(Netflix/CBS/Express Illustration)

They’ve got a lot in common: They’re superstrong. They can defy gravity. They each have a new TV series. That would be “Supergirl” (CBS, Mondays, 8 p.m.) and “Jessica Jones” (Netflix).

A refugee from exploding planet Krypton, Supergirl gets her powers from her earth’s yellow sun and lesser gravity as well as her molecular structure. She uses her abilities for good in the world and the kitchen, flashing heat vision to finish up an undercooked Thanksgiving turkey.

Jones, exposed to “unidentified experimental material” in a car accident as a teen, can hoist a car and can leap several stories high (although no flying … yet). She claims her laser eyes can melt a human but seems to be kidding about that.

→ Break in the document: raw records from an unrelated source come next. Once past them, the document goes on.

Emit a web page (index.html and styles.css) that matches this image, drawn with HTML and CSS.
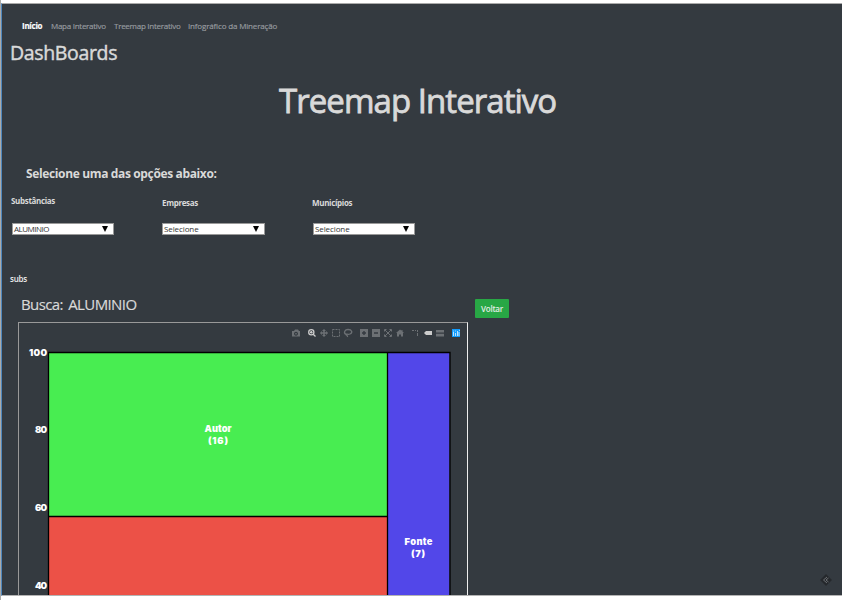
FILE: index.html
```html
<!DOCTYPE html>
<html lang="pt-BR">
<head>
<meta charset="utf-8">
<title>Treemap Interativo</title>
<link rel="stylesheet" href="styles.css">
</head>
<body>
<div class="app">
  <nav class="nav">
    <a class="active">Início</a><a class="n2">Mapa Interativo</a><a class="n3">Treemap Interativo</a><a class="n4">Infográfico da Mineração</a>
  </nav>
  <div class="brand">DashBoards</div>
  <h1 class="heading">Treemap Interativo</h1>
  <h2 class="prompt">Selecione uma das opções abaixo:</h2>
  <div class="filters">
    <div class="filter first"><label>Substâncias</label><div class="select"><span class="caps">ALUMINIO</span><i></i></div></div>
    <div class="filter"><label>Empresas</label><div class="select"><span>Selecione</span><i></i></div></div>
    <div class="filter"><label>Municípios</label><div class="select"><span>Selecione</span><i></i></div></div>
  </div>
  <div class="subs">subs</div>
  <div class="result">
    <div class="left">
      <div class="search">Busca: ALUMINIO</div>
      <div class="chart">
        <svg width="448" height="272" viewBox="19 323 448 272">
          <g class="icons">
            <path fill-rule="evenodd" d="M292 331h2l1-1.500h3l1 1.500h1v5.500h-8zM296 331.700a2 2 0 1 0 .01 0zM296 332.900a.8.8 0 1 1-.01 0z"/>
            <g class="lit"><circle class="line thick" cx="311.300" cy="332.300" r="2.600"/><path class="line thick" d="M313.200 334.200l2.300 2.300M310 332.300h2.600M311.300 331v2.600"/></g>
            <path d="M324 329l2 2h-1.200v1.300h1.300v-1.300l2 2-2 2v-1.300h-1.300v1.400h1.200l-2 2-2-2h1.200v-1.400h-1.300v1.300l-2-2 2-2v1.300h1.300V331H322z"/>
            <rect class="line" x="332.500" y="329.500" width="7" height="7" stroke-dasharray="2 1"/>
            <path class="line thick" d="M346 334.500c-3-2-1-5 2-5 4 0 5 3 2 4.500-2 1-4-.5-4 .5 0 1 2 .5 1.500 2.500"/>
            <path fill-rule="evenodd" d="M360 329h8v8h-8zM363.300 331v1.300H362v1.400h1.300v1.300h1.400v-1.300h1.300v-1.400h-1.300V331z"/>
            <path fill-rule="evenodd" d="M372 329h8v8h-8zM374 332.300v1.400h4v-1.400z"/>
            <path class="line" d="M384.500 331.500v-2h2M389.500 329.500h2v2M391.500 334.500v2h-2M386.500 336.500h-2v-2M385 330l6 6M391 330l-6 6"/>
            <path d="M396 333l4-3.500 1.500 1.200V330h1v1.500L404 333h-1v3.500h-2v-2h-2v2h-2V333z"/>
            <path class="line" d="M412 330.500h2M415 330.500h1M417.500 330v2M417.500 333v3"/>
            <path class="lit" d="M424 333l2-2h6v4h-6z"/>
            <path d="M436 330h8v2.600h-8zM436 333.800h8v2.600h-8z"/>
            <path fill="#119dff" d="M452 329h8v8h-8z"/>
            <path class="logo" d="M453.500 332v4M455.500 333v3M457.500 331v5M459 332v4M453 331h.8M455 331h.8M459 330.500h.8"/>
          </g>
          <rect x="48.500" y="352.500" width="339" height="164" fill="#48ed51"/>
          <rect x="48.500" y="516.500" width="339" height="90" fill="#ec5147"/>
          <rect x="387.500" y="352.500" width="62" height="250" fill="#5247e9"/>
          <path class="grid" d="M48.500 600V352.500H450V600M387.500 352V600M48 516.500H388"/>
          <g class="plot">
            <text x="29" y="356" textLength="18">100</text>
            <text x="35" y="433" textLength="12">80</text>
            <text x="35" y="511" textLength="12">60</text>
            <text x="35" y="589" textLength="12">40</text>
            <text x="204.500" y="432" textLength="27">Autor</text>
            <text x="208" y="444" textLength="20">(16)</text>
            <text x="404.500" y="545" textLength="28">Fonte</text>
            <text x="411" y="557" textLength="14">(7)</text>
          </g>
        </svg>
      </div>
    </div>
    <button class="back">Voltar</button>
  </div>
  <div class="debug"><svg width="12" height="12" viewBox="0 0 12 12"><path fill="#25282c" d="M6 0l6 6-6 6-6-6z"/><path class="line" d="M7 3L3.500 6 7 9M8.500 4L6 6l2.500 2"/></svg></div>
</div>
</body>
</html>
```
FILE: styles.css
```css
* { box-sizing: border-box; }
html { background: #fff; overflow: hidden; }
body { margin: 0; width: 843px; height: 600px; padding: 3px 1px 0 0; border-left: 1px solid #aaa; font-family: "Open Sans", "Noto Sans", sans-serif; color: #d9d9d9; overflow: hidden; }
.app { position: relative; height: 593px; background: #343a40; border-top: 1px solid #aaa; border-bottom: 1px solid #b4b4b4; border-left: 1px solid #4f87bd; overflow: hidden; }
.nav { display: flex; gap: 8px; margin: 15px 0 0 20px; height: 14px; font-size: 8px; line-height: 14px; letter-spacing: -.27px; color: #999da0; white-space: nowrap; -webkit-text-stroke: .15px; }
.nav .active { color: #fff; font-weight: 700; width: 21px; }
.n2 { width: 55px; }
.n3 { width: 66px; }
.n4 { letter-spacing: -.16px; }
.brand { margin: 6px 0 0 8px; height: 28px; line-height: 28px; font-size: 19.500px; letter-spacing: -.35px; -webkit-text-stroke: .45px; }
.heading { margin: 12px 0 0 277px; height: 44px; line-height: 44px; font-size: 33px; font-weight: 400; letter-spacing: -.95px; white-space: nowrap; -webkit-text-stroke: .8px; }
.prompt { margin: 41px 0 0 24px; height: 20px; line-height: 20px; font-size: 12px; font-weight: 700; letter-spacing: -.36px; }
.filters { display: grid; grid-template-columns: 151px 150px 151px; margin: 11px 0 0 9px; height: 44px; }
.filter { padding-top: 2px; }
.filter.first { padding-top: 0; }
.filter label { display: block; height: 12px; line-height: 12px; font-size: 8px; font-weight: 700; letter-spacing: -.33px; }
.select { display: flex; align-items: center; justify-content: space-between; width: 103px; height: 12px; margin: 14px 0 0 0; padding: 0 5px 0 1px; border: 1px solid #999; background: #fff; color: #333; font-size: 8px; line-height: 10px; letter-spacing: -.1px; }
.filter:last-child .select { margin-left: 1px; width: 102px; }
.first .select { margin-top: 16px; margin-left: 1px; width: 102px; }
.caps { letter-spacing: -.5px; }
.select i { border: 3.500px solid transparent; border-top: 6px solid #000; border-bottom: 0; }
.subs { margin: 34px 0 0 8px; height: 12px; line-height: 12px; font-size: 8px; font-weight: 600; letter-spacing: -.25px; color: #eee; }
.result { display: flex; align-items: flex-start; }
.left { width: 466px; padding-left: 16px; }
.search { margin: 7px 0 0 3px; height: 24px; line-height: 24px; font-size: 15px; letter-spacing: -.6px; word-spacing: 2px; -webkit-text-stroke: .15px; }
.chart { width: 450px; height: 274px; margin-top: 6px; border: 1px solid #999; border-right-color: #eee; border-bottom: 0; }
.chart svg { display: block; }
.back { margin: 14px 0 0 7px; width: 34px; height: 19px; padding: 0; border: 0; border-radius: 1px; background: #28a745; color: #e4eee6; font: 600 8px/19px "Open Sans", sans-serif; letter-spacing: -.25px; }
.icons { fill: #6c7074; }
.line { fill: none; stroke: #6c7074; stroke-width: 1; }
.thick { stroke-width: 1.300; }
.lit { fill: #ccc; }
.lit .line { stroke: #ccc; }
.logo { fill: none; stroke: #cdeaff; stroke-width: .9; }
.grid { fill: none; stroke: #000; stroke-width: 1.300; }
.plot { fill: #fff; font: 900 9.300px Inter, "Open Sans", sans-serif; }
.debug { position: absolute; right: 10px; bottom: 9px; width: 12px; height: 12px; }
.debug svg { display: block; }
```
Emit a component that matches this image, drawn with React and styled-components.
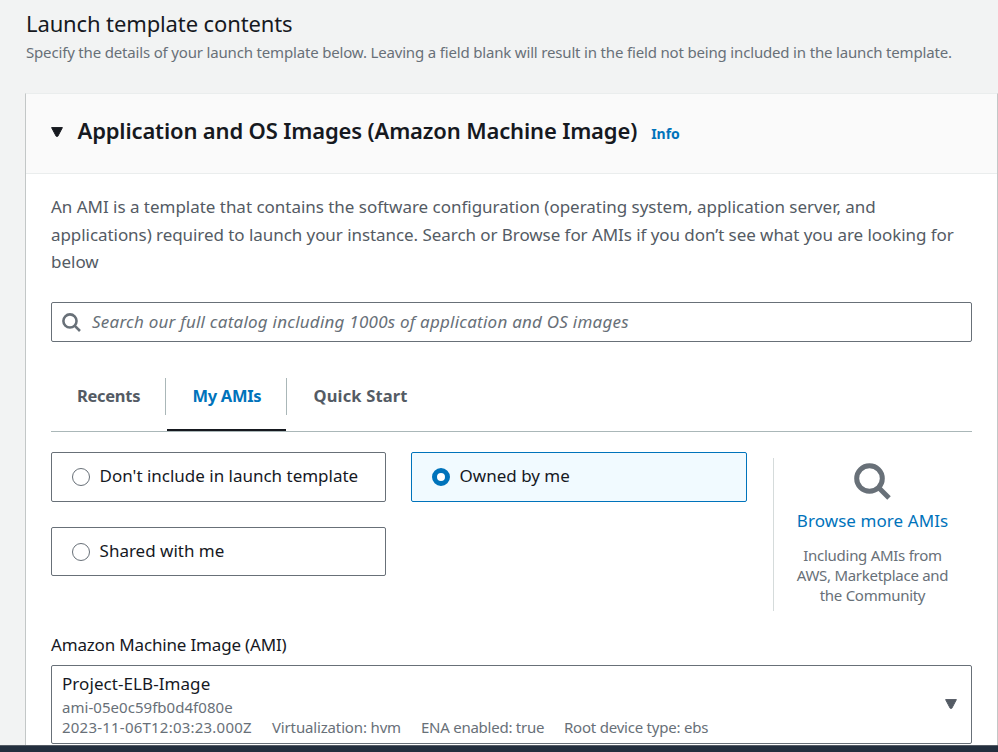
import React from "react";
import styled, { createGlobalStyle } from "styled-components";

const GlobalStyle = createGlobalStyle`
  * { box-sizing: border-box; }
  body {
    margin: 0;
    overflow: hidden;
    background: #f2f3f3;
    color: #16191f;
    font-family: "Noto Sans", "Open Sans", sans-serif;
  }
`;

const Page = styled.div`
  display: flex;
  flex-direction: column;
  width: 998px;
  height: 752px;
  overflow: hidden;
`;

const PageHeader = styled.header`
  height: 93px;
  flex: none;
  padding: 8px 26px 0;
`;

const Title = styled.h1`
  margin: 0;
  font-size: 22px;
  font-weight: 400;
  line-height: 30px;
  letter-spacing: -0.12px;
  white-space: nowrap;
`;

const Subtitle = styled.p`
  margin: 4px 0 0;
  font-size: 15px;
  line-height: 20px;
  letter-spacing: -0.17px;
  color: #687078;
  white-space: nowrap;
`;

const Card = styled.section`
  flex: 1;
  margin-left: 25px;
  background: #fff;
  border-top: 1px solid #eaeded;
  border-left: 1px solid #c3c7c7;
  border-right: 1px solid #c3c7c7;
`;

const CardHeader = styled.div`
  display: flex;
  align-items: baseline;
  height: 80px;
  padding: 21px 25px 0;
  background: #fafafa;
  border-bottom: 1px solid #eaeded;
`;

const CardTitle = styled.h2`
  margin: 0 0 0 14.5px;
  font-size: 22px;
  font-weight: 600;
  line-height: 30px;
  letter-spacing: -0.155px;
  white-space: nowrap;
`;

const InfoLink = styled.a`
  margin-left: 14px;
  font-size: 14px;
  font-weight: 700;
  color: #0073bb;
`;

const CardBody = styled.div`
  padding: 19px 25px 0;
`;

const Description = styled.p`
  margin: 0;
  color: #545b64;
  font-size: 17px;
  line-height: 27.5px;
  white-space: nowrap;
`;

const Line = styled.span`
  display: block;
  letter-spacing: ${(p) => p.$spacing}px;
`;

const SearchBox = styled.div`
  display: flex;
  align-items: center;
  height: 40px;
  margin-top: 26.5px;
  padding-left: 10px;
  border: 1px solid #687078;
  border-radius: 2px;
`;

const Placeholder = styled.span`
  margin: -1px 0 0 11px;
  font-size: 17px;
  font-style: italic;
  line-height: 24px;
  letter-spacing: 0.23px;
  color: #687078;
  white-space: nowrap;
`;

const Tabs = styled.nav`
  display: flex;
  height: 54px;
  margin-top: 36px;
  border-bottom: 1px solid #aab7b8;
`;

const Tab = styled.div`
  display: flex;
  flex-direction: column;
  justify-content: space-between;
  width: ${(p) => p.$width}px;
  color: ${(p) => (p.$active ? "#0073bb" : "#545b64")};

  &::after {
    content: "";
    height: 2px;
    margin: 0 1px;
    background: ${(p) => (p.$active ? "#16191f" : "transparent")};
  }
`;

const TabLabel = styled.span`
  height: 37px;
  padding-left: ${(p) => p.$inset}px;
  border-right: 1px solid ${(p) => (p.$last ? "transparent" : "#aab7b8")};
  font-size: 16.5px;
  font-weight: 700;
  line-height: 35px;
  letter-spacing: ${(p) => p.$spacing}px;
  white-space: nowrap;
`;

const Choices = styled.div`
  display: flex;
  margin-top: 20px;
`;

const Options = styled.div`
  display: grid;
  grid-template-columns: 335px 336px;
  grid-template-rows: 50px 49px;
  gap: 25px;
`;

const Option = styled.label`
  display: flex;
  align-items: center;
  padding-left: 20px;
  background: ${(p) => (p.$checked ? "#f1faff" : "#fff")};
  border: 1px solid ${(p) => (p.$checked ? "#0073bb" : "#687078")};
  border-radius: 2px;
`;

const Radio = styled.span`
  width: 18px;
  height: 18px;
  flex: none;
  border: ${(p) => (p.$checked ? "5px solid #0073bb" : "1.5px solid #687078")};
  border-radius: 50%;
  background: #fff;
`;

const OptionText = styled.span`
  margin: -2px 0 0 9.6px;
  font-size: 17px;
  line-height: 24px;
  letter-spacing: -0.01px;
  white-space: nowrap;
`;

const Browse = styled.aside`
  display: flex;
  flex-direction: column;
  align-items: center;
  width: 198px;
  height: 153px;
  margin: 6px 0 0 26px;
  padding-top: 5px;
  border-left: 1px solid #d5dbdb;
`;

const BrowseLink = styled.a`
  margin-top: 9px;
  font-size: 17px;
  line-height: 24px;
  letter-spacing: 0.07px;
  color: #0073bb;
  white-space: nowrap;
`;

const BrowseNote = styled.p`
  margin: 12px 0 0;
  font-size: 15px;
  line-height: 20px;
  letter-spacing: -0.28px;
  text-align: center;
  color: #687078;
  white-space: nowrap;
`;

const FieldLabel = styled.div`
  margin-top: 22px;
  font-size: 17px;
  line-height: 24px;
  letter-spacing: -0.17px;
`;

const Select = styled.div`
  display: flex;
  align-items: center;
  justify-content: space-between;
  height: 79px;
  margin-top: 8px;
  padding: 0 14px 0 10px;
  border: 1px solid #687078;
  border-radius: 2px;
`;

const SelectName = styled.div`
  padding-bottom: 1px;
  font-size: 17px;
  line-height: 24px;
  letter-spacing: 0.07px;
`;

const SelectMeta = styled.div`
  display: flex;
  font-size: 15px;
  line-height: 20px;
  color: #687078;
  white-space: nowrap;
`;

const MetaItem = styled.span`
  width: ${(p) => p.$width}px;
  letter-spacing: ${(p) => p.$spacing}px;
`;

const FooterBar = styled.footer`
  height: 7px;
  flex: none;
  background: #232f3e;
  border-top: 1px solid #545b64;
`;

const Icon = styled.svg`
  flex: none;
  align-self: ${(p) => p.$align || "center"};
  margin-top: ${(p) => p.$top || 0}px;
`;

const SearchIcon = ({ size, stroke }) => (
  <Icon width={size} height={size} viewBox="0 0 37 37" fill="none" stroke="#687078" strokeWidth={stroke}>
    <circle cx="15.5" cy="15.5" r="12.8" />
    <path d="M24.5 24.5L35 35" />
  </Icon>
);

const Caret = ({ color, align, top }) => (
  <Icon width="12" height="10" viewBox="0 0 12 10" $align={align} $top={top}>
    <path d="M.6 .6H11.4L6.8 9.3H5.2Z" fill={color} stroke={color} strokeLinejoin="round" />
  </Icon>
);

const tabs = [
  { label: "Recents", width: 115, inset: 26, spacing: -0.3 },
  { label: "My AMIs", width: 121, inset: 26.5, spacing: -0.3, active: true },
  { label: "Quick Start", width: 150, inset: 26.5, spacing: 0.16, last: true },
];

const options = [
  { label: "Don't include in launch template" },
  { label: "Owned by me", checked: true },
  { label: "Shared with me" },
];

export default function App() {
  return (
    <Page>
      <GlobalStyle />
      <PageHeader>
        <Title>Launch template contents</Title>
        <Subtitle>
          Specify the details of your launch template below. Leaving a field blank will result in the field not being
          included in the launch template.
        </Subtitle>
      </PageHeader>
      <Card>
        <CardHeader>
          <Caret color="#16191f" align="flex-start" top={12} />
          <CardTitle>Application and OS Images (Amazon Machine Image)</CardTitle>
          <InfoLink>Info</InfoLink>
        </CardHeader>
        <CardBody>
          <Description>
            <Line $spacing={-0.025}>
              An AMI is a template that contains the software configuration (operating system, application server, and
            </Line>
            <Line $spacing={-0.06}>
              applications) required to launch your instance. Search or Browse for AMIs if you don’t see what you are
              looking for
            </Line>
            <Line $spacing={0}>below</Line>
          </Description>
          <SearchBox>
            <SearchIcon size={19} stroke={5} />
            <Placeholder>Search our full catalog including 1000s of application and OS images</Placeholder>
          </SearchBox>
          <Tabs>
            {tabs.map((t) => (
              <Tab key={t.label} $width={t.width} $active={t.active}>
                <TabLabel $inset={t.inset} $spacing={t.spacing} $last={t.last}>
                  {t.label}
                </TabLabel>
              </Tab>
            ))}
          </Tabs>
          <Choices>
            <Options>
              {options.map((o) => (
                <Option key={o.label} $checked={o.checked}>
                  <Radio $checked={o.checked} />
                  <OptionText>{o.label}</OptionText>
                </Option>
              ))}
            </Options>
            <Browse>
              <SearchIcon size={37} stroke={5} />
              <BrowseLink>Browse more AMIs</BrowseLink>
              <BrowseNote>
                Including AMIs from
                <br />
                AWS, Marketplace and
                <br />
                the Community
              </BrowseNote>
            </Browse>
          </Choices>
          <FieldLabel>Amazon Machine Image (AMI)</FieldLabel>
          <Select>
            <div>
              <SelectName>Project-ELB-Image</SelectName>
              <SelectMeta>
                <MetaItem $spacing={0.04}>ami-05e0c59fb0d4f080e</MetaItem>
              </SelectMeta>
              <SelectMeta>
                <MetaItem $width={210} $spacing={0.22}>2023-11-06T12:03:23.000Z</MetaItem>
                <MetaItem $width={149} $spacing={-0.15}>Virtualization: hvm</MetaItem>
                <MetaItem $width={143} $spacing={-0.25}>ENA enabled: true</MetaItem>
                <MetaItem $spacing={-0.22}>Root device type: ebs</MetaItem>
              </SelectMeta>
            </div>
            <Caret color="#545b64" top={-1} />
          </Select>
        </CardBody>
      </Card>
      <FooterBar />
    </Page>
  );
}
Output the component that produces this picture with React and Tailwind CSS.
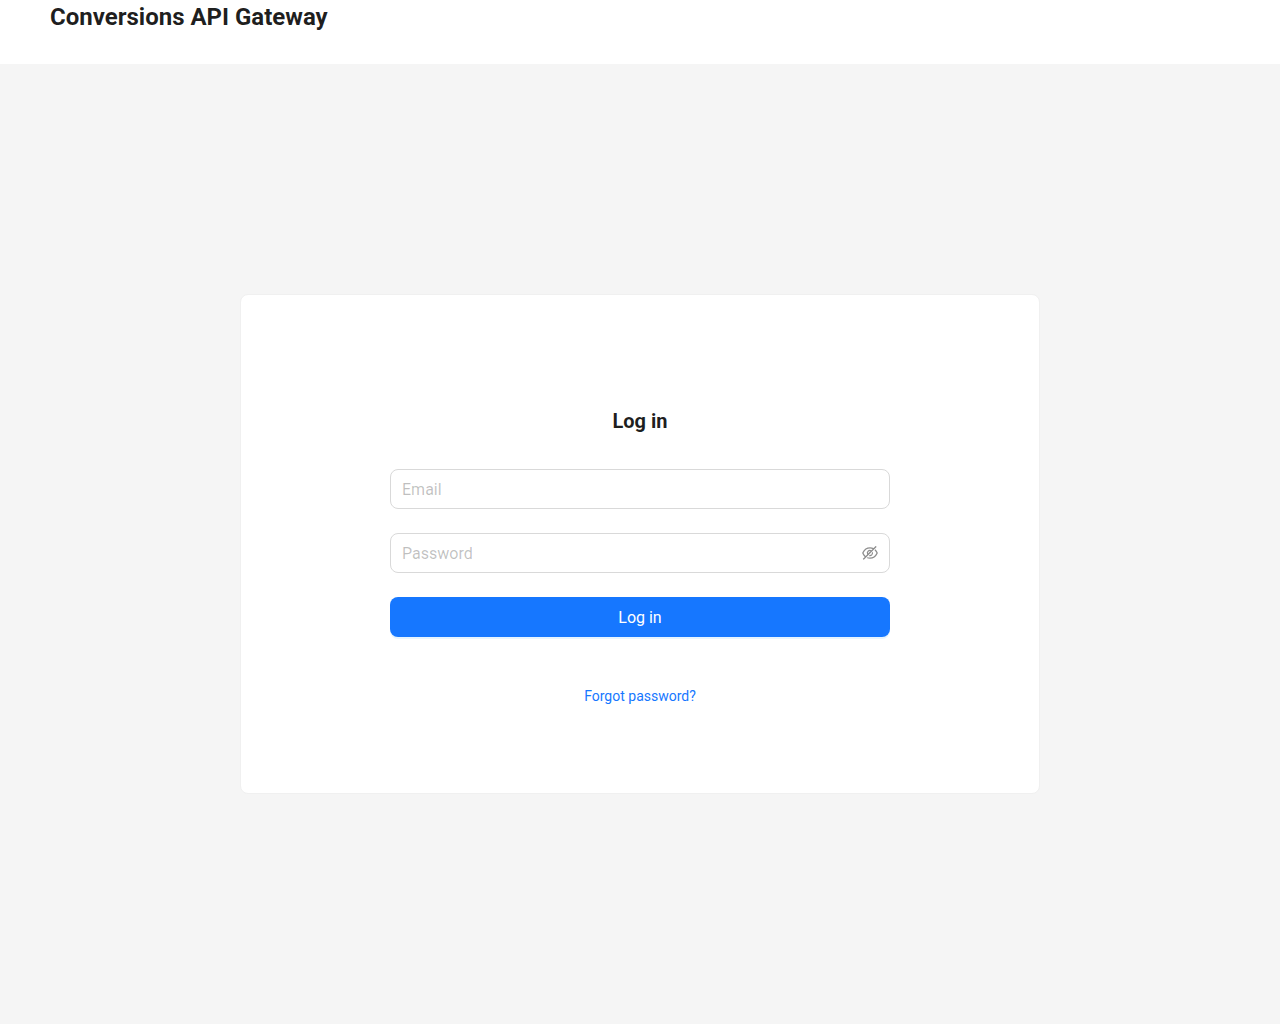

Both women have past traumas. Supergirl’s parents are dead; she struggled with going public as a hero but decided to, in her words, “come out.” Jones previously did the evil bidding of mind-controlling villain Kilgrave, leaving her with PTSD. She uses alcohol to ease her pain but never gets woozy, so maybe that’s another superpower.

On the fashion front, Supergirl wears a flouncy skirt and tights, which one character compares (quite accurately) to a rejected figure skater’s get-up. Jones opts for a tank top and old jeans, which she never appears to launder.

Personality-wise Supergirl is cheery and sweet. Jones must drink vinegar as well as whiskey to cough up so much sarcasm: “Massages make me tense!”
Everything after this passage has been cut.